Les amendements n° 51 et 52 soulèvent incontestablement certaines questions.
Mes chers collègues, le syndrome de l'indépendance des autorités de régulation aurait-il encore frappé ? Une fois encore, un parlementaire, quelle que soit par ailleurs sa qualité, est amené à passer par-dessus un certain nombre d'autres autorités, pour imposer à toute force des dispositions législatives pour le moins problématiques.
Ainsi, pour quel motif est-ce encore une fois par la voie d'un amendement parlementaire qu'il est procédé à un nouveau « dépeçage » de la responsabilité première de l'État dans l'expression de l'intérêt général ?
En effet, si nous adoptions sans coup férir ces deux amendements, nous limiterions encore un peu plus le pouvoir, reconnu tant au Gouvernement qu'aux assemblées parlementaires, de dire et d'écrire le droit.
Ce démantèlement organisé du domaine de la loi et du règlement ne peut pas être accepté sans que d'autres autorités, en particulier le Conseil d'État, aient été saisies du contenu même des dispositions visées. Nous en venons d'ailleurs à nous interroger sur la recevabilité de ces amendements au regard de nos textes constitutionnels.
En outre, d'autres motifs nous incitent à rejeter le principe de ces deux amendements.
Au sein de la directive « gaz » de 2003, rien n'indiquait que les autorités de régulation nationale constituées dans les différents pays de l'Union européenne dussent disposer de l'autonomie financière et de l'absolue indépendance juridique. La seule question en matière de régulation abordée concrètement dans la directive ne portait en effet que sur le champ réel des compétences reconnues à ces autorités. Le principe d'un socle minimum commun de compétences a ainsi été consacré, mais cela ne nécessite nullement la moindre initiative juridique.
Au demeurant, rien ne permet, par exemple, d'exclure que la France choisisse, pour assurer les fonctions de régulation, de faire appel à une structure d'une autre nature que l'actuelle CRE. Pourquoi ne pas solliciter alors l'Observatoire national du service public de l'électricité et du gaz, créé par la loi de février 2000, ou encore le Conseil supérieur de l'énergie, créé par l'article 45 de la loi de 1946 ? Il est d'ailleurs assez incroyable de constater, à la lecture de cet article 45, que le législateur de l'époque avait parfaitement intégré la notion de régulation, avant même que vous ne la proposiez dans le cadre de la transposition de la directive de 1998.

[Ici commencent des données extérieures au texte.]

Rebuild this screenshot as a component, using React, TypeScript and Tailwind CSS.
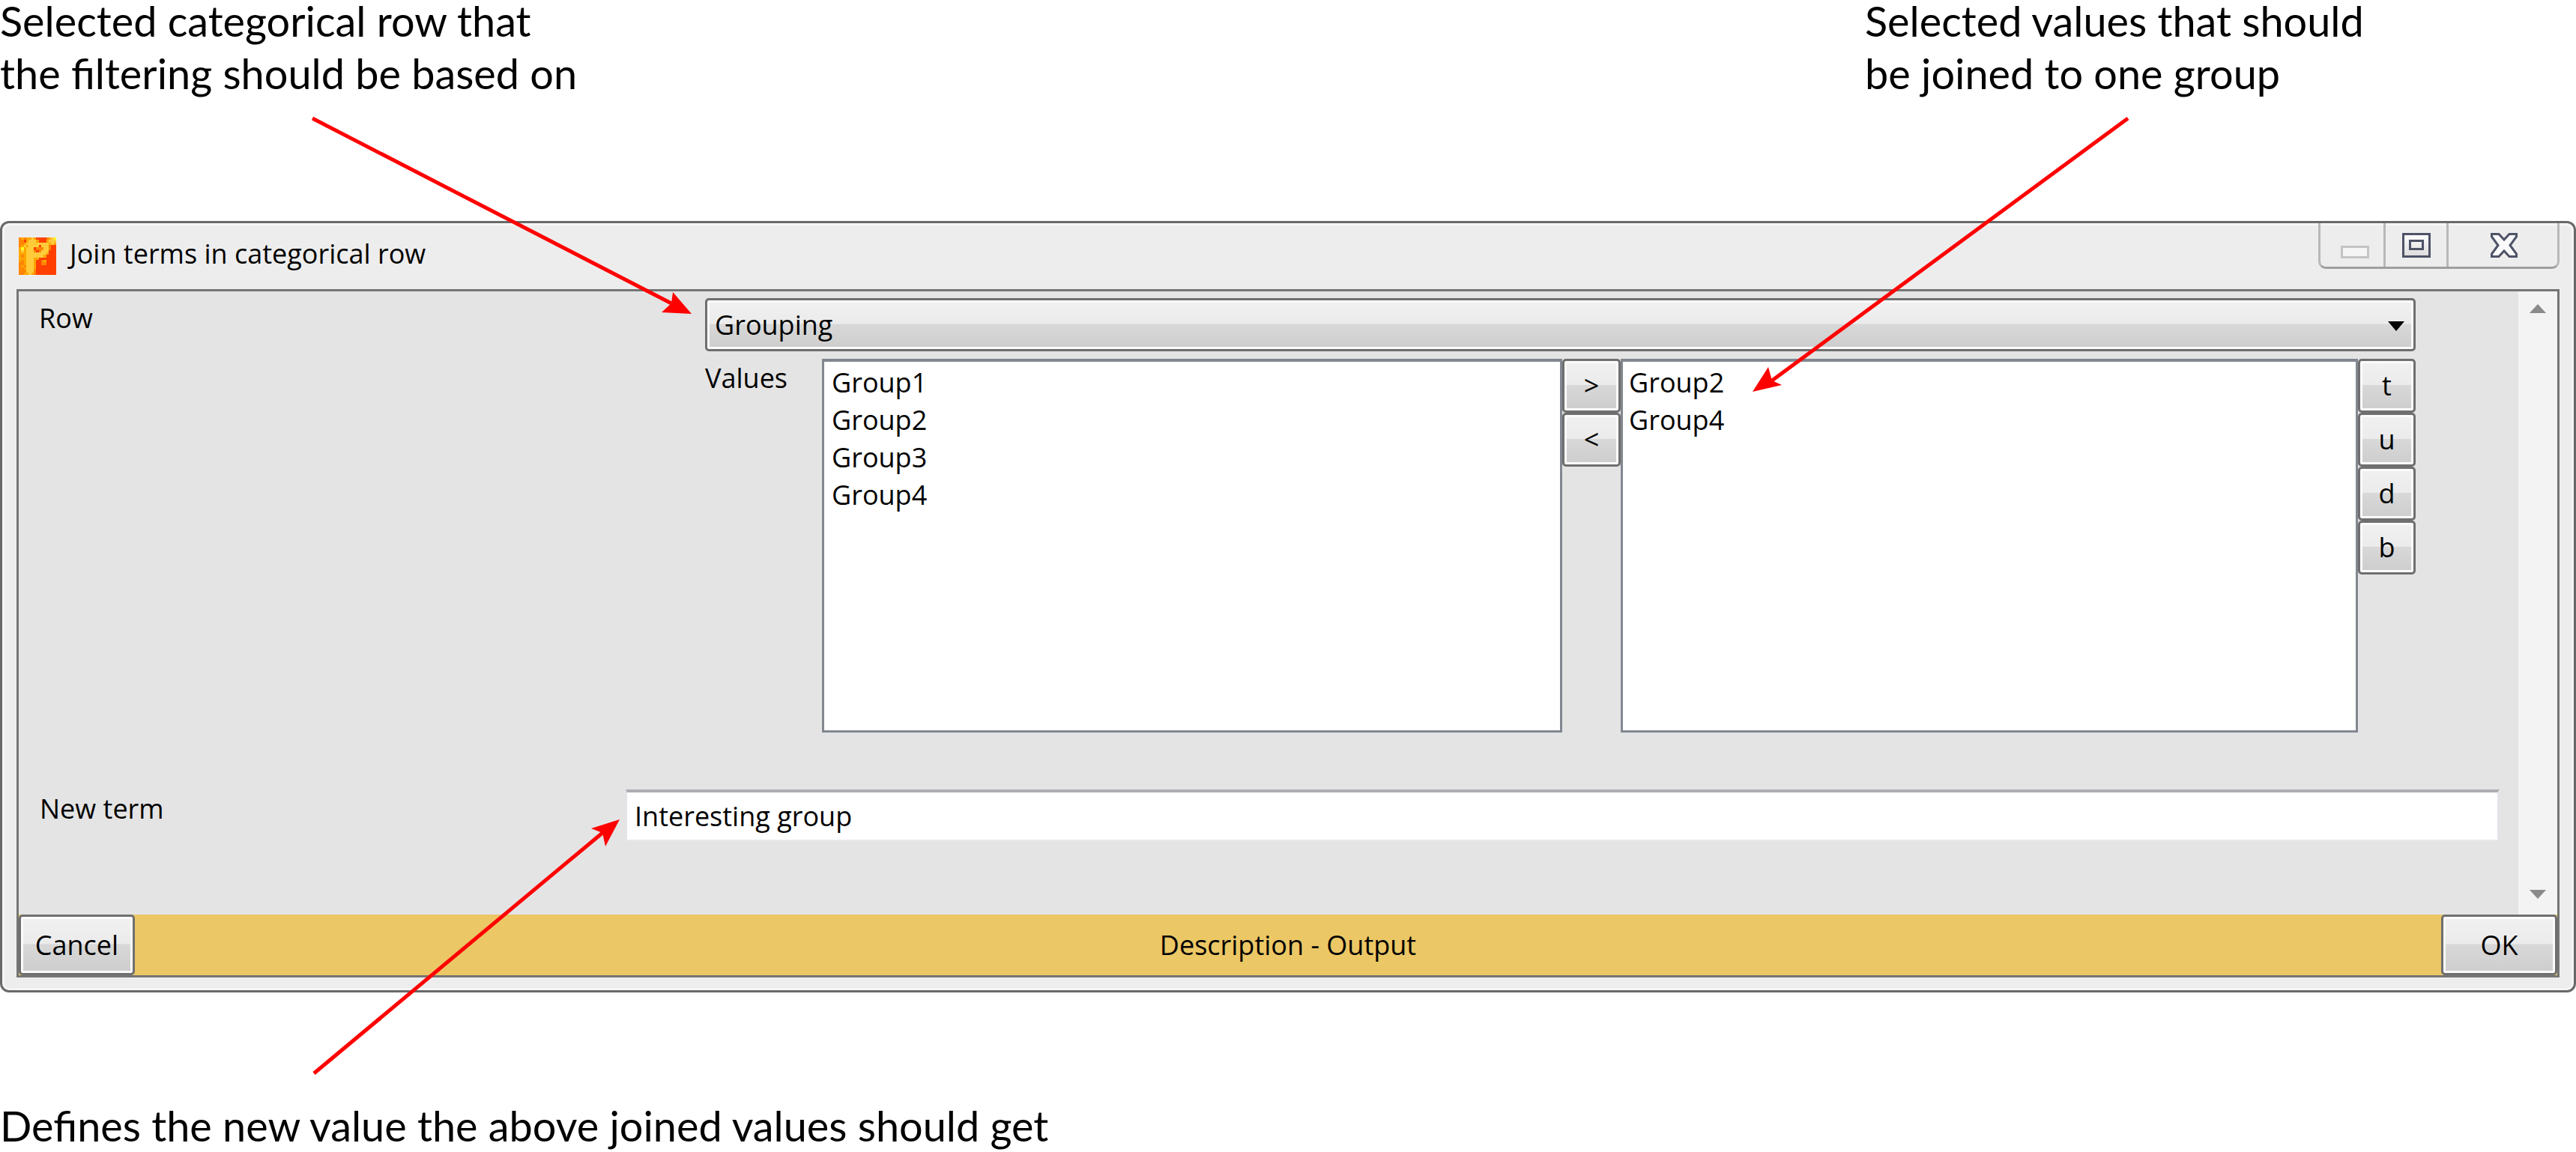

Un autre élément est tout aussi important : dans son rapport annuel de 2005, la Commission de régulation économique ne fait absolument pas référence au problème de sa qualité juridique et de son autonomie financière.
M. Philippe de Ladoucette, président de la Commission de la régulation de l'énergie, pourtant sourcilleux lorsqu'il s'agit de mettre en conformité l'activité des marchés énergétiques avec les textes européens, ne se plaint absolument pas de manquer des outils nécessaires pour agir. Le rapport précise même qu'il est attentif à ne pas empiéter sur le champ de compétence d'autres instances de régulation.
Décidément, rien ne justifie l'adoption des propositions de M. le rapporteur général, et nous vous invitons à rejeter ces deux amendements sans la moindre équivoque.